In Part 1, I motivated this spatial clustering scenario as an optimization problem based on the movie Her. As the executives of Handwritten Greeting Cards (the company the protagonist works for), we are proposing a new delivery method wherein cards are sent electronically to vans in which they are printed and delivered to the recipient. In essence, we're ditching traditional delivery means in favor of a Uber/Lyft style approach to reduce the time between a card being written and it being received as much as possible.

Using 2020 Decennial Redistricting data, we were able to narrow our scope down to census blocks in the Casper, Wyoming area and fabricate estimates for the number of cards each block would receive based on population count and time of year (higher volumes are expected around holidays, etc.). 

What we really want to know is the following:
  • How many vans should we allocate for Casper, WY?
  • Where should these vans be placed?

In Part 2, we set up a local Open Source Routing Machine (OSRM) server and were able to obtain a distance matrix of travel times instead of one based on Euclidean distances. Our hope was that shifting distances into a more realistic space would yield more realistic clustering results. Using the WeightedCluster package, we used the PAMonce algorithm on both travel time and Euclidean distance matrices, using the estimated number of calls per census block as the weights for that block. We generalized code and found solutions for 2-10 vans for both distance matrices. We wrote more in-depth leaflet code and compared solutions.
Screen Shot 2022-09-22 at 9.46.15 AM.png

Our takeaways were as follows:
  1. Using the travel time distance matrix generally yielded a reduction in average travel time within each cluster. When compared with solutions utilizing Euclidean distances, we found that travel time solutions were more efficient from a time standpoint.
  2. We observed one solution that effectively balanced the workload between the vans - each van would deliver a similar number of letters.  This was an intriguing result and it was hypothesized that finding a clustering solution balancing workloads between vans that also utilized travel time might be optimal.

Unfortunately, as discussed, I could find no such algorithm during my search of the web. So, I decided to try my hand at writing my own.

Balancing the Force - Equalify:

In hindsight, what this algorithm does isn't anything all that special. That being said, it did take quite a bit of thinking through to reach a working function. It isn't efficient in the slightest (due to for loops) but it yields some interesting results. Grab the 5 - equalify.R script from the love_letters GitHub Repo and let's dive in! 

library(data.table)
library(stringr)
library(leaflet)
library(future.apply)
library(pushoverr)

plan(multisession)
set_pushover_user(user = "XXXXXXXXXXXXXXXXXXXXXXXXXXXXXX")
set_pushover_app(token = "XXXXXXXXXXXXXXXXXXXXXXXXXXXXXX")
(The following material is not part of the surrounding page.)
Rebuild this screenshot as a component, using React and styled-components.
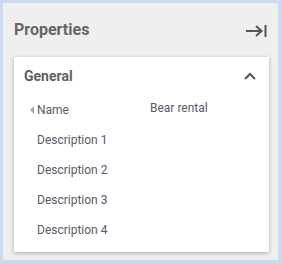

The usual here with the addition of the pushoverr package. A few posts back, I argued that BrowseURL() can be used to signal the end of code running better than beepr::beep(). pushoverr takes this concept and extends it further by allowing you to send a push notification to any of your devices. Its use case and scope is a little larger than what this project necessitates, but I thought it might be a cool bonus code-wise. It's entirely optional here. Feel free to jump to "The Algorithm" header if you don't want to bother with it.

pushoverr Configuration:

Download the Pushover app from the Google Play Store or from Apple's App Store. You'll be prompted to create an account and after you do so, you'll be given a 30 character long user key. Halfway done!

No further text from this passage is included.